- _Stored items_
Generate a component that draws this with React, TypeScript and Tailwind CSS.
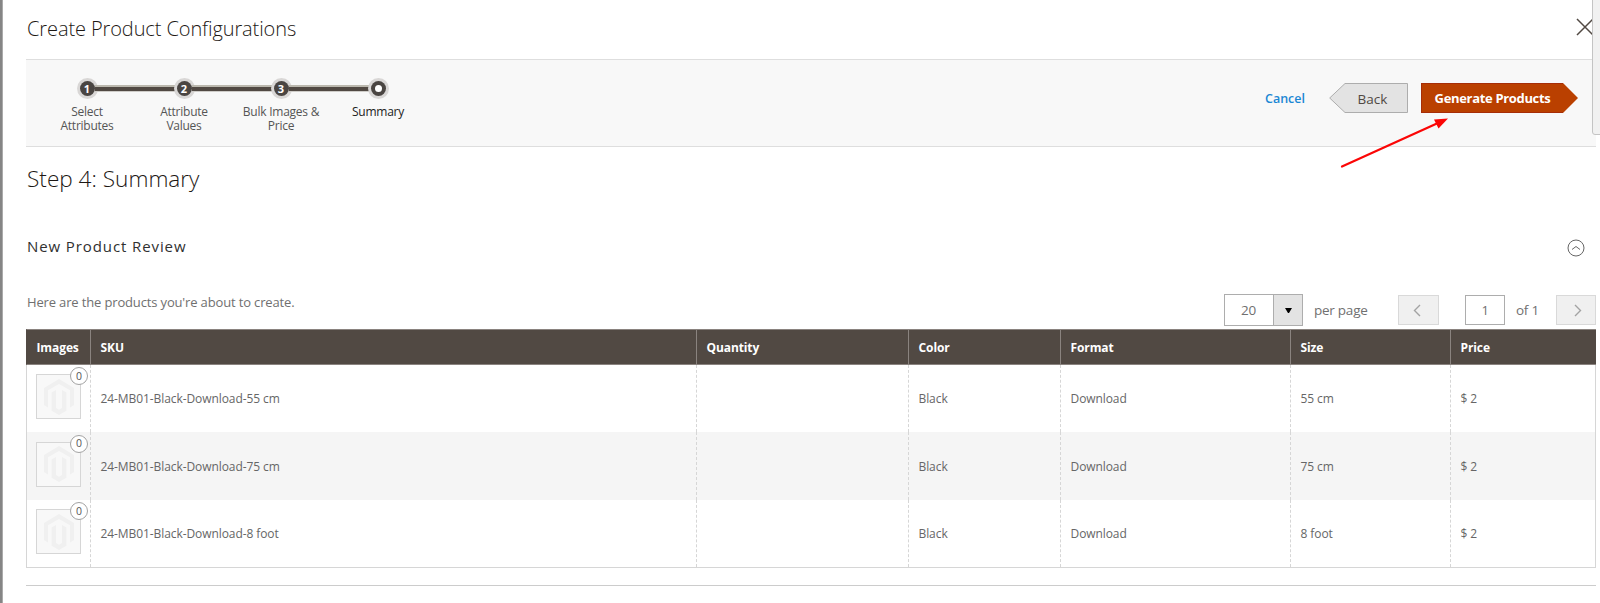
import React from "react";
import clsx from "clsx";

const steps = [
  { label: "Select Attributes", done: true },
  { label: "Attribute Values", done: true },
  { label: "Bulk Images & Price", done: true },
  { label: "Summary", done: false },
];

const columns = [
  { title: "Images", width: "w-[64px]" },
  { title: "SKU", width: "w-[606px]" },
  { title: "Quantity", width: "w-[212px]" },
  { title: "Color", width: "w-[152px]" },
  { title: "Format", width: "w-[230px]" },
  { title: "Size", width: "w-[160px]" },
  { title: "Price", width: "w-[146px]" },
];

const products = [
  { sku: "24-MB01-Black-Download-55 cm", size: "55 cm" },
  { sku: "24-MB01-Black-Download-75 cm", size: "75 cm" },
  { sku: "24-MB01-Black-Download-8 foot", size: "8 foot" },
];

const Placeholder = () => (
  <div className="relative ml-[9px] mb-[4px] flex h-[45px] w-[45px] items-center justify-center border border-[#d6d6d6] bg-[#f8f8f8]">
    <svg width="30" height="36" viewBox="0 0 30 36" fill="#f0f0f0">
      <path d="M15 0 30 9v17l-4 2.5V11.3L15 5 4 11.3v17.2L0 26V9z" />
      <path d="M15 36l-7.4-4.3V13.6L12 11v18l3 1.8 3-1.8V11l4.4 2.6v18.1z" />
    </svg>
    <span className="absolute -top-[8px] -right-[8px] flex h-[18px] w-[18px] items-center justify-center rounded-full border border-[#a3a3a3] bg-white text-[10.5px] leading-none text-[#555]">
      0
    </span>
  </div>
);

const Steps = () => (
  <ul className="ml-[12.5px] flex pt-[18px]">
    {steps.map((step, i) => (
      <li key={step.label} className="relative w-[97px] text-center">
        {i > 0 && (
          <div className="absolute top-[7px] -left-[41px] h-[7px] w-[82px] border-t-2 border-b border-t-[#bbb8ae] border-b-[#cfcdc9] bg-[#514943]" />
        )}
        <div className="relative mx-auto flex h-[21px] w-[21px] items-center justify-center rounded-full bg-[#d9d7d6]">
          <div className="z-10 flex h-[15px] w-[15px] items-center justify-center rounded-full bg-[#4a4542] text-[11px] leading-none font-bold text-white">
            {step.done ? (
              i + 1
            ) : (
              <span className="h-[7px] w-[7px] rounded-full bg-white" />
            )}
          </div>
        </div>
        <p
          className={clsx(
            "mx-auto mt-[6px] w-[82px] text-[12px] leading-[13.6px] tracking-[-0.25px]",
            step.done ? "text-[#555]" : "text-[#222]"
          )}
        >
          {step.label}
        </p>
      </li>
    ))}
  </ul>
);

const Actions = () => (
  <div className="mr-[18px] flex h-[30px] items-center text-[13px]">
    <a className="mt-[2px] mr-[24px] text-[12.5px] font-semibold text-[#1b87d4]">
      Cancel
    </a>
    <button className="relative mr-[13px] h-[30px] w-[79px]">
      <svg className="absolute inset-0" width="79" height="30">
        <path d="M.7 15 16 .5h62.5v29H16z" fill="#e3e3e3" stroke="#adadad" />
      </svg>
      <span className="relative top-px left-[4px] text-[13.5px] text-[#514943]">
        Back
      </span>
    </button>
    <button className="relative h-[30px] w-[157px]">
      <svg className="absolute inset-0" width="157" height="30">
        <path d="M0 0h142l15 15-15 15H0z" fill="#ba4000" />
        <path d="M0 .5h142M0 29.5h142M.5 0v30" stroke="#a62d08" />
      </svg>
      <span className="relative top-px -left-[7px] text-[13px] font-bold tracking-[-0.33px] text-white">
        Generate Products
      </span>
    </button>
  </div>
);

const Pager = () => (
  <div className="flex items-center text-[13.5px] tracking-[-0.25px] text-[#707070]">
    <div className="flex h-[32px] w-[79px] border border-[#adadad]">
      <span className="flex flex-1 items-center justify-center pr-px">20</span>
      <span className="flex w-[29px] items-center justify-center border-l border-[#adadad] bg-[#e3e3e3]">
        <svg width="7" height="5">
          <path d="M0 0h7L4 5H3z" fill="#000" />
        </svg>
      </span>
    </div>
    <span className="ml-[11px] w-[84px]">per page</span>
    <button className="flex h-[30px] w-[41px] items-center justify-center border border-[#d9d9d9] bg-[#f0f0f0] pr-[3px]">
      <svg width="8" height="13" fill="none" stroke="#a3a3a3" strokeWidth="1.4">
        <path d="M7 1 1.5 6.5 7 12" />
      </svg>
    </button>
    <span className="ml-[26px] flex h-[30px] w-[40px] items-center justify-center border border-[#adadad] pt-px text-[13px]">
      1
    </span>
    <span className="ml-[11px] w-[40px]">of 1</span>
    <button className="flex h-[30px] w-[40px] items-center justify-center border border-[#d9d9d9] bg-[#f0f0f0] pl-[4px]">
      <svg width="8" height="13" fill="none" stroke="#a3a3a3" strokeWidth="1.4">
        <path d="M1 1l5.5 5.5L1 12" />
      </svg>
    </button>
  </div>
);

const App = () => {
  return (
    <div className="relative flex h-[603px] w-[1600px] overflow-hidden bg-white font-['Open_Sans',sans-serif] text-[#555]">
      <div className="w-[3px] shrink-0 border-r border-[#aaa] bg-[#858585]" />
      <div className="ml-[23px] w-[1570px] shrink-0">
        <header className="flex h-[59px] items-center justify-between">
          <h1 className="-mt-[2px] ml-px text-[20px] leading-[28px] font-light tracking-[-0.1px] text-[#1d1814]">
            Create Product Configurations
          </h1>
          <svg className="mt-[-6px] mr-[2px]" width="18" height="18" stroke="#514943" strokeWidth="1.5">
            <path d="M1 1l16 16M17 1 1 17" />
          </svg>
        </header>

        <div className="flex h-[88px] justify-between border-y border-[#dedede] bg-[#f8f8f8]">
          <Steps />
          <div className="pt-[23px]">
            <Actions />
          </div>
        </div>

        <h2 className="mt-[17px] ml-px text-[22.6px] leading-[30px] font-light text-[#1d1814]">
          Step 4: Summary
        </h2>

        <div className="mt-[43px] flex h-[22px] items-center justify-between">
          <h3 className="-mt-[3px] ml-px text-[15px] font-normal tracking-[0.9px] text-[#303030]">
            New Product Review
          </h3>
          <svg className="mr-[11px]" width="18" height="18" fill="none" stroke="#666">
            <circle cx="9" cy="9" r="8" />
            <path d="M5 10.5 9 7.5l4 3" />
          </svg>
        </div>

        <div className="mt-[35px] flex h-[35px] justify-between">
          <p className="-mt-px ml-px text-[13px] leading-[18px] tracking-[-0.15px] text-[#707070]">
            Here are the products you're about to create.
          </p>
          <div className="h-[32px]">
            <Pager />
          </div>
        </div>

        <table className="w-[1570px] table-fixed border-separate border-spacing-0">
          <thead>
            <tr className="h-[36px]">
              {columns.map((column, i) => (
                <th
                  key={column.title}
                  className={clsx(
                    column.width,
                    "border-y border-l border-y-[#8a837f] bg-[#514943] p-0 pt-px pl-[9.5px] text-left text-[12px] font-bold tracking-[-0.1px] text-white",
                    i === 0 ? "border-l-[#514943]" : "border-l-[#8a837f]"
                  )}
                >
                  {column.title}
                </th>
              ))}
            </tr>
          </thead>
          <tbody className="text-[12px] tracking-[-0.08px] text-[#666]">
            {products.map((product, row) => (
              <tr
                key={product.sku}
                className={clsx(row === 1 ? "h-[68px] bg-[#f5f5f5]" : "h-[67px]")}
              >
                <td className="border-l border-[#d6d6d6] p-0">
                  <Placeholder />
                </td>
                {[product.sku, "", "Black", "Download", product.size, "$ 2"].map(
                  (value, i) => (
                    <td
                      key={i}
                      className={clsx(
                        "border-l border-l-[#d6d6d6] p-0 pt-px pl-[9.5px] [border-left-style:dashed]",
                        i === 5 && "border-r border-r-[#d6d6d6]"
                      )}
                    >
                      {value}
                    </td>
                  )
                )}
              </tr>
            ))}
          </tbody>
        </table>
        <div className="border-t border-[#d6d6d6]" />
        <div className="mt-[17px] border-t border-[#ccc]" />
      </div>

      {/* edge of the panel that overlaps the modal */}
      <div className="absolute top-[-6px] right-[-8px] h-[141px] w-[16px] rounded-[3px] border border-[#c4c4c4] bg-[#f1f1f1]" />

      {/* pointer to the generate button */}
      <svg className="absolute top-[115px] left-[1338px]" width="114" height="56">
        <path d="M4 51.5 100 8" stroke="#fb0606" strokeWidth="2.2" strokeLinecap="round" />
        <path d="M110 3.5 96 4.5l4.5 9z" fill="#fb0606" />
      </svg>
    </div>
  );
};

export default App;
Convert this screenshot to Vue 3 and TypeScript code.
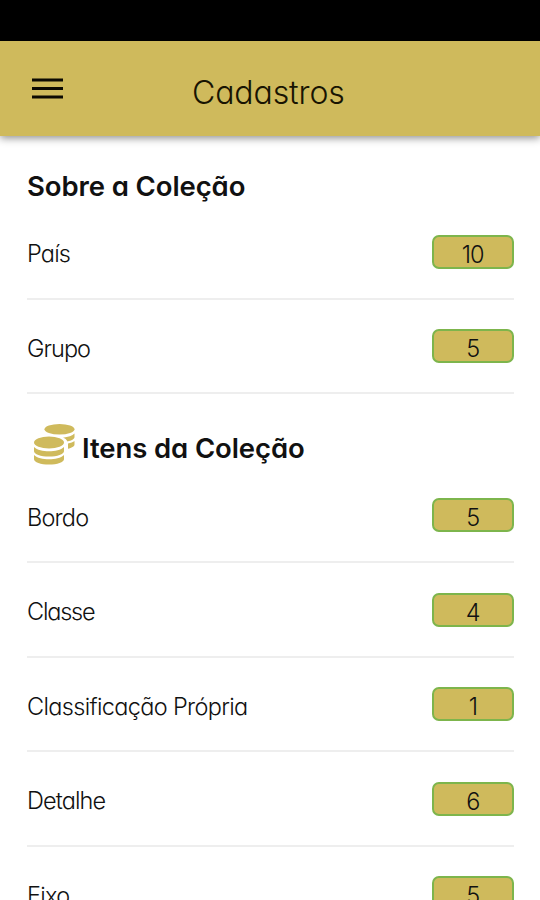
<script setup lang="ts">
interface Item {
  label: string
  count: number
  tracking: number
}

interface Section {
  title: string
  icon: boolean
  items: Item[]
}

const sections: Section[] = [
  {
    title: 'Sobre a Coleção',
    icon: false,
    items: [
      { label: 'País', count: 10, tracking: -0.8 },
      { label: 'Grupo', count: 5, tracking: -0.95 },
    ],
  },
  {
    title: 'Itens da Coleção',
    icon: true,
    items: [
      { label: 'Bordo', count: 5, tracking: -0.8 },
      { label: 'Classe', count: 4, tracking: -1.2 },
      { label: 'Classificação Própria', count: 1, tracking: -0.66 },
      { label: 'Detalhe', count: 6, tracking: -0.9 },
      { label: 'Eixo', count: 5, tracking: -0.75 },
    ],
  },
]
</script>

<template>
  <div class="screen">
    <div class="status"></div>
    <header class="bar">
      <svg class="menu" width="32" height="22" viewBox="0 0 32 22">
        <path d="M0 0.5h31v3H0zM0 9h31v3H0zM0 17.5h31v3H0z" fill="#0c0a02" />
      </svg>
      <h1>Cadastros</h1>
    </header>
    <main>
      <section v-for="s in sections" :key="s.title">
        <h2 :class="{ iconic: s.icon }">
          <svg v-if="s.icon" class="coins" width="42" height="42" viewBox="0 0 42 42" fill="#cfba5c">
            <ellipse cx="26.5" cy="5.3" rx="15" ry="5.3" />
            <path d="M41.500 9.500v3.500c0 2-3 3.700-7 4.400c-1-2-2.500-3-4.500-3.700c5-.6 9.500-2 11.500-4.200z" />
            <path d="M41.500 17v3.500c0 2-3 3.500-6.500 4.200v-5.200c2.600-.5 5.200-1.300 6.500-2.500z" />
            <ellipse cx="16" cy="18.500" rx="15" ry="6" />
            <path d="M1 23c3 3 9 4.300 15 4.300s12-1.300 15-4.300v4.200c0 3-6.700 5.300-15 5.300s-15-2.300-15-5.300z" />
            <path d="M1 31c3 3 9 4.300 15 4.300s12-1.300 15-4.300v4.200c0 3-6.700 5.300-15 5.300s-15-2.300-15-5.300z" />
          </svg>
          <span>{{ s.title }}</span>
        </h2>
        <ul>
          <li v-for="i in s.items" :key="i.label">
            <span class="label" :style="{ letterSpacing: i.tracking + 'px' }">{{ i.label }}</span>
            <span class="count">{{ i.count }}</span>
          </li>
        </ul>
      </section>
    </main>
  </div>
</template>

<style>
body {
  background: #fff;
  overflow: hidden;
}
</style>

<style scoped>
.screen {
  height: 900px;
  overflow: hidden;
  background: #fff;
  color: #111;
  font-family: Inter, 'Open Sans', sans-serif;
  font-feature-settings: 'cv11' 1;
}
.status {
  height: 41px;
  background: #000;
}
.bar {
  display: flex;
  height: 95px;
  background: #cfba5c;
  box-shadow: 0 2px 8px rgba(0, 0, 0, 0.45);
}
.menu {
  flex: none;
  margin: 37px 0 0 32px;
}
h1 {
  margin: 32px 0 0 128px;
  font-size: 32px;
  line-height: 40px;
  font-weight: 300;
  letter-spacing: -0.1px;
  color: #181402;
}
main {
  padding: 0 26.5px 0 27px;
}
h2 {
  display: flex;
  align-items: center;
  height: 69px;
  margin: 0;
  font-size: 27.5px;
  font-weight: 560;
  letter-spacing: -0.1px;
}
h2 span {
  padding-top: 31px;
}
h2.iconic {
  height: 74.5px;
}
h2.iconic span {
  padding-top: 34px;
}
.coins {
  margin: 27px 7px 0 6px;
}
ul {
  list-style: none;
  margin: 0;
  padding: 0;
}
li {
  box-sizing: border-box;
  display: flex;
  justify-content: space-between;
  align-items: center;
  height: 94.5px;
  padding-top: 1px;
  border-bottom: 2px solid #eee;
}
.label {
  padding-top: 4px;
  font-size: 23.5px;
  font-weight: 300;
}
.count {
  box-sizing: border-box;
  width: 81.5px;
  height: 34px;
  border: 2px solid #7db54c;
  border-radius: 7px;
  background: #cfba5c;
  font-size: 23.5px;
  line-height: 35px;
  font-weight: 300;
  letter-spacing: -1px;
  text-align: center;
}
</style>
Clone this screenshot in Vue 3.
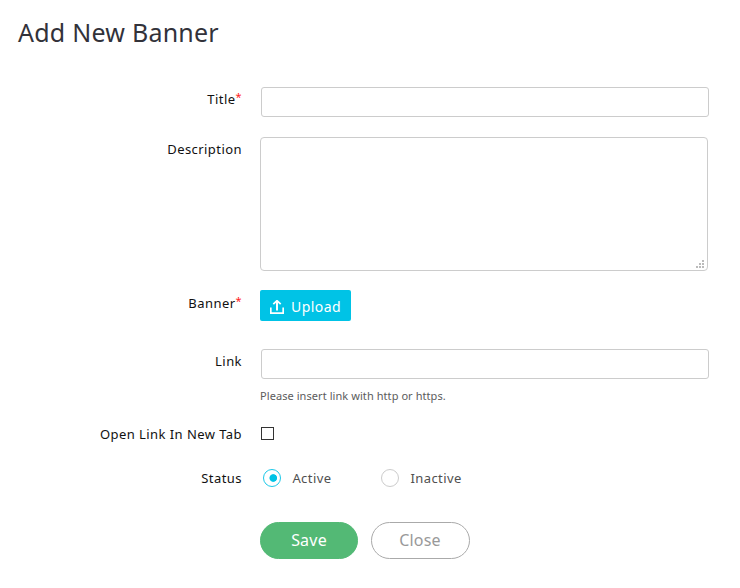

- _TASK STATEMENT_
Repeat the listing above up to and including the line with "import clsx from", starting from its first line. Drop any pictures.

- _SOLUTION TO THIS PROBLEM_
Generate a component that draws this with React, TypeScript and Tailwind CSS.
import React from "react";
import clsx from "clsx";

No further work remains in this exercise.